In this Crosby case a situation existed as between an employer and a trade union, in which the trade union was seeking by picketing and bannering, and the use of force and violence, to cause that employer to insist that his employees be unionized, and in the event they were not, to discharge them and have only union employees. The Supreme Court in that case held that that sort of picketing and that sort of action was unlawful, and was not protected by the Constitutional guaranty of free speech and freedom of labor.

The last pronouncement as I said of the Supreme Court of Ohio is found in 156 Oh St, page 541, 46 O. O. 460, commonly known as the Anderson case. In that case the syllabus, or part of it, written by the court, in the opinion of this court fits the case before me like a glove. That was a case in which there was a dispute between a trade union and a sub-contractor and his employees. There was picketing in that case. The Supreme Court, in the third paragraph of the syllabus, which as you gentlemen know who are educated in the law, is the law of the case, stated as follows:

“Where a building trades union which has a labor dispute with one of several subcontractors on a construction job, pickets and banners the construction site for the purpose of inducing the cráft employees of the general contractor to quit their employment in concert and thereby bring about a work stoppage on the entire construction job, all for the further purpose of influencing such general contractor to cause the discharge of the subcontractor with whom the union has the labor dispute such picketing and bannering constitute a secondary boycott.”

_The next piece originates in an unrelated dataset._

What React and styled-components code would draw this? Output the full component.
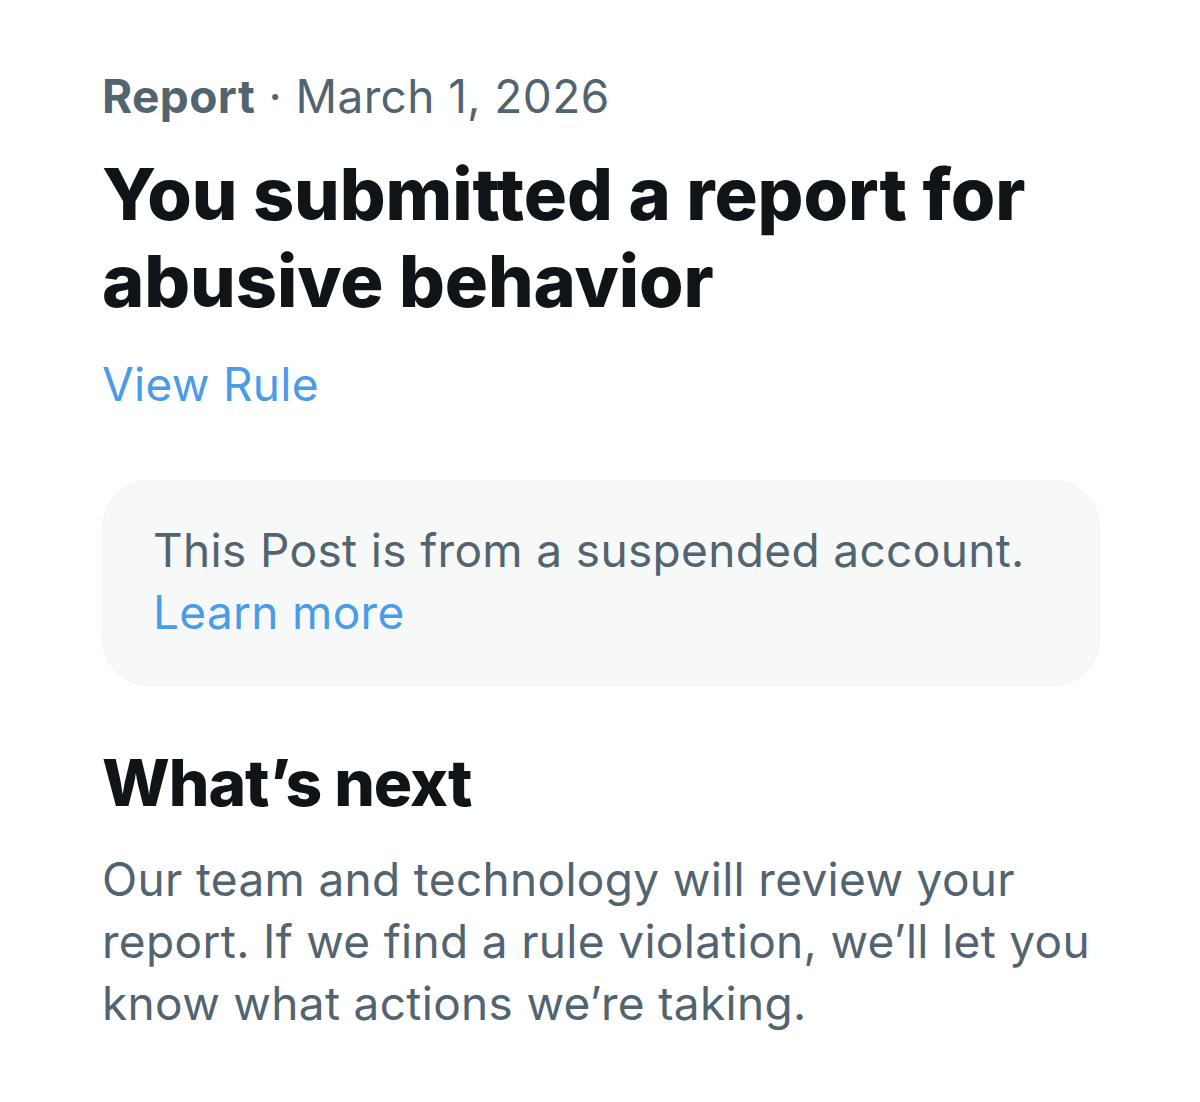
import React from "react";
import styled, { createGlobalStyle } from "styled-components";

const Global = createGlobalStyle`
  html, body { margin: 0; padding: 0; background: #ffffff; }
  body { font-family: Inter, Roboto, "Noto Sans", sans-serif; -webkit-font-smoothing: antialiased; }
`;

const Page = styled.main`
  width: 1200px;
  min-height: 1102px;
  box-sizing: border-box;
  padding: 65px 100px 0 102px;
  display: flex;
  flex-direction: column;
`;

const Meta = styled.div`
  font-size: 46px;
  line-height: 62px;
  color: #536471;
  letter-spacing: 0.4px;
`;

const MetaStrong = styled.span`
  font-weight: 700;
`;

const Title = styled.h1`
  margin: 23px 0 0;
  font-size: 72px;
  line-height: 87px;
  font-weight: 800;
  color: #0f1419;
  letter-spacing: -0.1px;
`;

const Link = styled.a`
  color: #4a9be8;
  text-decoration: none;
  font-size: 46px;
  line-height: 62px;
  letter-spacing: 0.3px;
  cursor: pointer;
`;

const RuleLink = styled(Link)`
  display: block;
  margin-top: 29px;
`;

const Notice = styled.div`
  margin-top: 65px;
  width: 998px;
  box-sizing: border-box;
  padding: 38px 50px 42px;
  background: #f7f9f9;
  border: 1px solid #eff3f4;
  border-radius: 48px;
`;

const NoticeText = styled.p`
  margin: 0;
  font-size: 46px;
  line-height: 62px;
  color: #536471;
  letter-spacing: 0.35px;
`;

const SectionTitle = styled.h2`
  margin: 58px 0 0;
  font-size: 64px;
  line-height: 78px;
  font-weight: 800;
  color: #0f1419;
  letter-spacing: -1px;
`;

const Body = styled.p`
  margin: 26px 0 0;
  font-size: 46px;
  line-height: 62px;
  color: #536471;
  letter-spacing: 0.32px;
  max-width: 1000px;
`;

export default function App() {
  return (
    <>
      <Global />
      <Page>
        <Meta>
          <MetaStrong>Report</MetaStrong> · March 1, 2026
        </Meta>
        <Title>
          You submitted a report for
          <br />
          abusive behavior
        </Title>
        <RuleLink>View Rule</RuleLink>
        <Notice>
          <NoticeText>
            This Post is from a suspended account.
            <br />
            <Link>Learn more</Link>
          </NoticeText>
        </Notice>
        <SectionTitle>What’s next</SectionTitle>
        <Body>
          Our team and technology will review your
          <br />
          report. If we find a rule violation, we’ll let you
          <br />
          know what actions we’re taking.
        </Body>
      </Page>
    </>
  );
}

As the court has stated, the controversy here, if there is a controversy, is between Collins, a subcontractor, and these labor organizations. The defendants when their turn came, offered not one scintilla of evidence to show that they had any dispute whatever with Meadowbrook Homes, Inc. Their dispute, whatever it is or whatever it is worth, is with Collins; and when these unions picketed this job, and as has been testified for the purpose of causing Meadowbrook Homes, Inc. to discharge Collins and breach its contract with him, then their actions became entirely illegal, not protected by the Constitutional provision of free speech or freedom of the press, were an infringement on the rights of Meadowbrook and a court of equity is under the obligation to enjoin such actions.

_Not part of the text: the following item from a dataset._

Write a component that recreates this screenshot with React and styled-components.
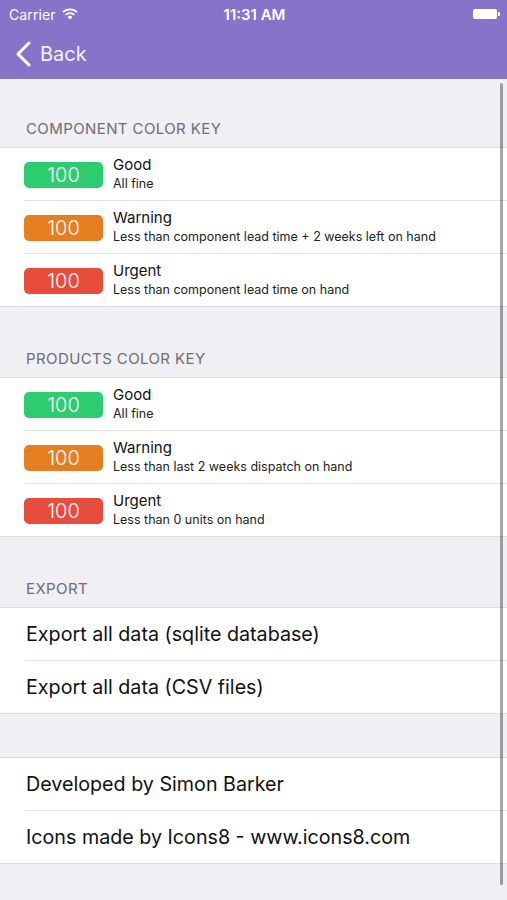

As to one of the defendants, The Cincinnati Building Trades Council, the only evidence is that it is an association of the trade unions in this city and in the northern part of the state of Kentucky; that it does not call strikes: does not banner any place, but that' the different unions meet at its headquarters, and from the evidence the court assumes that matters are discussed that are to their mutual benefit.

The court does not feel that there has been any substantial evidence to warrant the issuance of a temporary restraining order against the Cincinnati Building Trades Council — and I am saying that with the knowledge that one of the defendants who is a business agent for one of the unions stated he got permission from the Building Trades Council to banner the plaintiff’s project. The evidence clearly discloses that the person at the Building Trades Council with whom he talked was not authorized to bind the Trades Council.

The judgment of the court therefore is that a temporary restraining order will be issued against the International Hod Carriers and Building Laborers Union of America, the Cement Finishers Union, International Teamsters, John Travis, James E. Hines. George Starling and James Webb, to restrain them from any further picketing or interfering with this project, and that that injunction will become effective upon the giving of a bond in the sum of one thousand dollars.

The court will not dismiss the Building Trades Council nor Frank C. Vincent as defendants in the suit, but the court declines to issue any temporary restraining order against them.

An entry may be prepared in accordance with the findings of the court.